Source data
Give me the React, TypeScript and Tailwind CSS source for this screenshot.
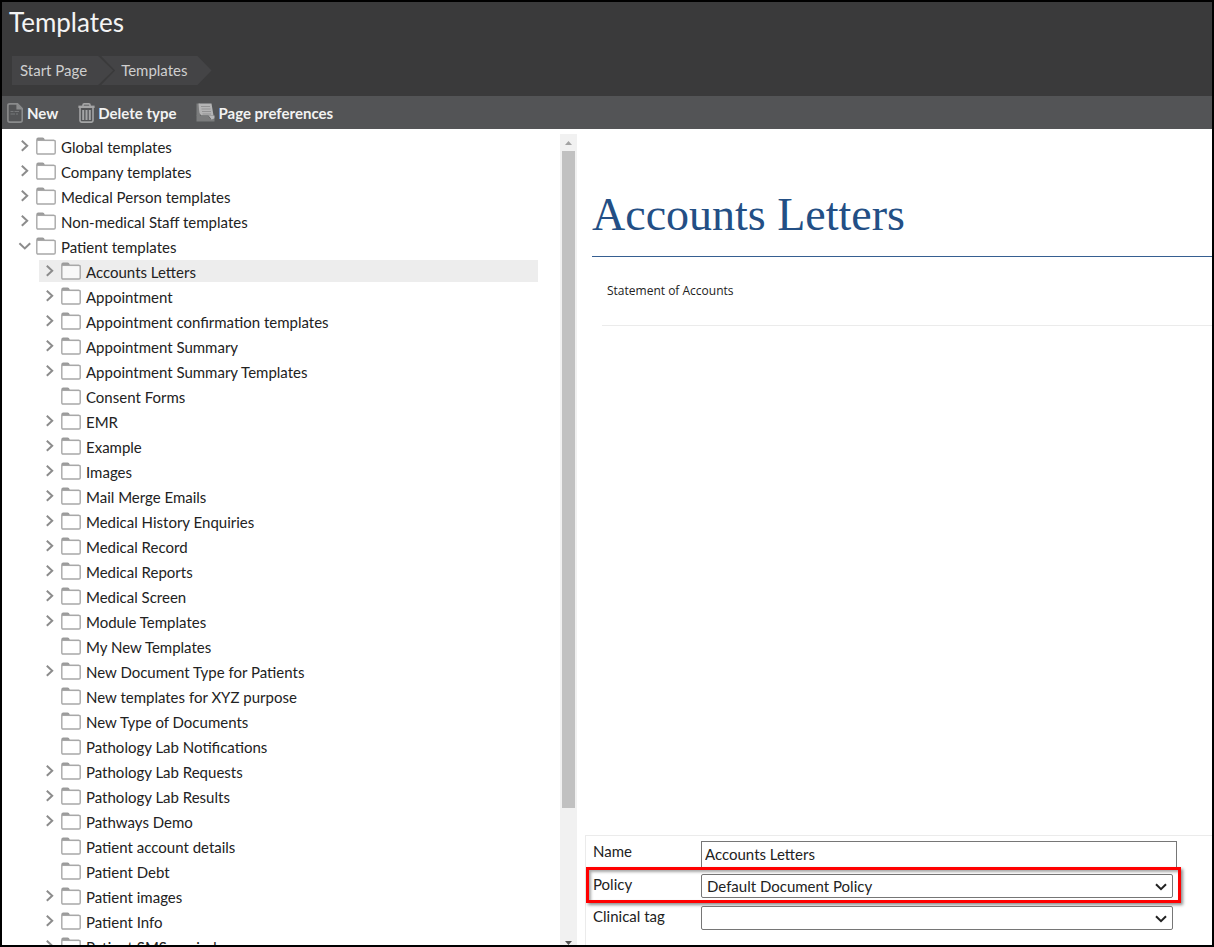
import type { ReactNode } from 'react';
import { clsx } from 'clsx';

interface TreeItem {
  label: string;
  state?: 'open' | 'closed';
  selected?: boolean;
  children?: TreeItem[];
}

const closed = (label: string): TreeItem => ({ label, state: 'closed' });
const leaf = (label: string): TreeItem => ({ label });

const TREE: TreeItem[] = [
  closed('Global templates'),
  closed('Company templates'),
  closed('Medical Person templates'),
  closed('Non-medical Staff templates'),
  {
    label: 'Patient templates',
    state: 'open',
    children: [
      { label: 'Accounts Letters', state: 'closed', selected: true },
      closed('Appointment'),
      closed('Appointment confirmation templates'),
      closed('Appointment Summary'),
      closed('Appointment Summary Templates'),
      leaf('Consent Forms'),
      closed('EMR'),
      closed('Example'),
      closed('Images'),
      closed('Mail Merge Emails'),
      closed('Medical History Enquiries'),
      closed('Medical Record'),
      closed('Medical Reports'),
      closed('Medical Screen'),
      closed('Module Templates'),
      leaf('My New Templates'),
      closed('New Document Type for Patients'),
      leaf('New templates for XYZ purpose'),
      leaf('New Type of Documents'),
      leaf('Pathology Lab Notifications'),
      closed('Pathology Lab Requests'),
      closed('Pathology Lab Results'),
      closed('Pathways Demo'),
      leaf('Patient account details'),
      leaf('Patient Debt'),
      closed('Patient images'),
      closed('Patient Info'),
      closed('Patient SMS reminders'),
    ],
  },
];

function FolderIcon() {
  return (
    <svg width="20" height="18" viewBox="0 0 20 18" fill="none" className="shrink-0" aria-hidden="true">
      <path d="M0.3 4V2.4Q0.3 0.4 2.2 0.4H6.6Q8.2 0.4 8.8 2.7H18Q19.6 2.7 19.6 4.2" fill="#9b9b9b" />
      <path
        d="M0.8 4.6Q0.8 3.4 2 3.4H18Q19.2 3.4 19.2 4.6V15.8Q19.2 17 18 17H2Q0.8 17 0.8 15.8Z"
        fill="#ffffff"
        fillOpacity="0.6"
        stroke="#a8a8a8"
        strokeWidth="1.4"
      />
    </svg>
  );
}

function TreeArrow({ state }: { state: 'open' | 'closed' }) {
  return (
    <svg width="14" height="12" viewBox="0 0 14 12" fill="none" stroke="#8c8c8c" strokeWidth="2" aria-hidden="true">
      {state === 'open' ? <path d="M1.4 3.2L6.8 8.4L12.2 3.2" /> : <path d="M3.8 0.8L9.2 5.8L3.8 10.8" />}
    </svg>
  );
}

function TreeNode({ item }: { item: TreeItem }) {
  return (
    <li>
      <div className={clsx('mb-[3px] flex h-[22px] items-center', item.selected && 'bg-[#ededed]')}>
        <button type="button" aria-label={`Toggle ${item.label}`} className="flex w-[22px] shrink-0 justify-center">
          {item.state && <TreeArrow state={item.state} />}
        </button>
        <FolderIcon />
        <span className="ml-[5px] pt-0.5 whitespace-nowrap">{item.label}</span>
      </div>
      {item.children && (
        <ul className="pl-[25px]">
          {item.children.map((child) => (
            <TreeNode key={child.label} item={child} />
          ))}
        </ul>
      )}
    </li>
  );
}

function Scrollbar() {
  return (
    <div className="flex w-[17px] shrink-0 flex-col items-center bg-[#f1f1f1]" aria-hidden="true">
      <svg width="17" height="17" viewBox="0 0 17 17" className="shrink-0" fill="#a3a3a3">
        <path d="M5 11L8.5 7L12 11Z" />
      </svg>
      <div className="h-[81%] w-[13px] bg-[#c1c1c1]" />
      <svg width="17" height="4" viewBox="0 0 17 4" className="mt-auto shrink-0" fill="#505050">
        <path d="M5 0H12L8.5 4Z" />
      </svg>
    </div>
  );
}

function ToolbarButton({ icon, children }: { icon: ReactNode; children: ReactNode }) {
  return (
    <button type="button" className="flex items-center gap-[3px] font-bold text-[#f2f2f2]">
      {icon}
      {children}
    </button>
  );
}

function NewIcon() {
  return (
    <svg width="17" height="20" viewBox="0 0 17 20" fill="none" stroke="#8a8b8c" strokeWidth="1.6" aria-hidden="true">
      <path d="M2.8 0.9H10.5L15.2 5.5V17.2Q15.2 19.1 13.2 19.1H2.8Q0.9 19.1 0.9 17.2V2.5Q0.9 0.9 2.8 0.9Z" />
      <path d="M10.2 1V5.8H15" fill="#8a8b8c" />
      <path d="M3.5 8.5H6.5M7.5 8.5H12M3.5 11H8M9 11H11" strokeWidth="1" stroke="#77787a" />
    </svg>
  );
}

function TrashIcon() {
  return (
    <svg width="17" height="20" viewBox="0 0 17 20" fill="none" stroke="#a4a4a5" strokeWidth="1.6" aria-hidden="true">
      <path d="M5 3V2Q5 0.9 6.2 0.9H10.8Q12 0.9 12 2V3" />
      <path d="M0.4 3.8H16.6" strokeWidth="2.4" />
      <path d="M2 5V17.6Q2 19.1 3.5 19.1H13.5Q15 19.1 15 17.6V5" />
      <path d="M5.2 7V17M8.5 7V17M11.8 7V17" strokeWidth="2" />
    </svg>
  );
}

function PreferencesIcon() {
  return (
    <svg width="19" height="19" viewBox="0 0 19 19" aria-hidden="true">
      <path d="M0.5 0.5H4V13H0.5Z" fill="#7b7c7d" />
      <path d="M2.5 0.5H15.5L17.5 12.5H5Q3 10 3 6.5Z" fill="#b4b4b5" />
      <path d="M5 3.5H14M5.5 6H14.5M6 8.5H15M6.5 11H15" stroke="#929293" strokeWidth="1" />
      <path d="M0.5 12.5H12L14.5 16H18.5V18.5H0.5Z" fill="#7b7c7d" />
      <path d="M12.5 12.5H18.5V15.5L15.5 16.5Z" fill="#b9b9ba" />
    </svg>
  );
}

function Select({ id, options }: { id: string; options: string[] }) {
  return (
    <div className="relative mr-1">
      <select
        id={id}
        className="block h-6 w-full appearance-none rounded-xs border border-[#767676] bg-white pr-6 pl-[5px] leading-5"
      >
        {options.map((option) => (
          <option key={option}>{option}</option>
        ))}
      </select>
      <svg
        width="12"
        height="8"
        viewBox="0 0 12 8"
        fill="none"
        stroke="#222222"
        strokeWidth="2"
        className="pointer-events-none absolute top-[9px] right-[6px]"
        aria-hidden="true"
      >
        <path d="M1 1.2L6 6.2L11 1.2" />
      </svg>
    </div>
  );
}

export default function App() {
  return (
    <div className="flex h-screen flex-col overflow-hidden border-2 border-black bg-white font-['Lato',sans-serif] text-[15px] leading-5 text-[#222222]">
      <header className="h-[94px] shrink-0 bg-[#3a3a3b]">
        <h1 className="px-[7px] pt-1 text-[26px] leading-8 text-[#f4f4f4]">Templates</h1>
        <nav aria-label="Breadcrumb" className="mt-[18px] ml-[10px] flex text-[#cfcfcf]">
          <a
            href="#start"
            className="bg-[#444446] pr-[26px] pl-2 leading-[29px] [clip-path:polygon(0_0,calc(100%-15px)_0,100%_50%,calc(100%-15px)_100%,0_100%)]"
          >
            Start Page
          </a>
          <a
            href="#templates"
            className="-ml-3 bg-[#444446] pr-6 pl-5 leading-[29px] [clip-path:polygon(0_0,calc(100%-14px)_0,100%_50%,calc(100%-14px)_100%,0_100%,14px_50%)]"
          >
            Templates
          </a>
        </nav>
      </header>

      <div role="toolbar" className="flex h-[33px] shrink-0 items-center gap-5 bg-[#535456] px-[5px]">
        <ToolbarButton icon={<NewIcon />}>New</ToolbarButton>
        <ToolbarButton icon={<TrashIcon />}>Delete type</ToolbarButton>
        <ToolbarButton icon={<PreferencesIcon />}>Page preferences</ToolbarButton>
      </div>

      <div className="flex min-h-0 flex-1">
        <aside className="flex w-[575px] shrink-0 pt-[5px]">
          <ul className="min-w-0 flex-1 overflow-hidden pt-px pr-[22px] pl-3">
            {TREE.map((item) => (
              <TreeNode key={item.label} item={item} />
            ))}
          </ul>
          <Scrollbar />
        </aside>

        <main className="flex min-w-0 flex-1 flex-col pl-2">
          <section className="flex-1 pl-[7px]">
            <h2 className="border-b border-[#365f91] pt-[58px] pb-[13px] font-['Liberation_Serif',serif] text-[46px] leading-14 text-[#234f85]">
              Accounts Letters
            </h2>
            <p className="ml-[10px] border-b border-[#ebebeb] px-[5px] py-6 font-['Open_Sans',sans-serif] text-[12px] leading-5">
              Statement of Accounts
            </p>
          </section>

          <form className="h-[110px] shrink-0 border-t border-l border-[#ebebeb] pt-[5px] pr-[35px] pl-[7px]">
            <div className="grid h-[33px] grid-cols-[108px_1fr] items-start">
              <label htmlFor="name">Name</label>
              <input
                id="name"
                type="text"
                defaultValue="Accounts Letters"
                className="h-7 w-full border border-[#767676] px-[3px] pb-0.5"
              />
            </div>
            <div className="relative grid h-8 grid-cols-[108px_1fr] items-start">
              <label htmlFor="policy">Policy</label>
              <Select id="policy" options={['Default Document Policy']} />
              <div className="pointer-events-none absolute -top-[7px] -right-1 -left-[7px] h-9 border-3 border-[#ff0000] shadow-[2px_2px_3px_rgba(0,0,0,0.45),inset_2px_2px_3px_rgba(0,0,0,0.35)]" />
            </div>
            <div className="grid grid-cols-[108px_1fr] items-start">
              <label htmlFor="tag">Clinical tag</label>
              <Select id="tag" options={['']} />
            </div>
          </form>
        </main>
      </div>
    </div>
  );
}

Your objective
Leave out the pictures and restate, word for word, the lines from the top of the data through the line containing "const leaf = (label: string): TreeItem", both included.

Exercise solution
Give me the React, TypeScript and Tailwind CSS source for this screenshot.
import type { ReactNode } from 'react';
import { clsx } from 'clsx';

interface TreeItem {
  label: string;
  state?: 'open' | 'closed';
  selected?: boolean;
  children?: TreeItem[];
}

const closed = (label: string): TreeItem => ({ label, state: 'closed' });
const leaf = (label: string): TreeItem => ({ label });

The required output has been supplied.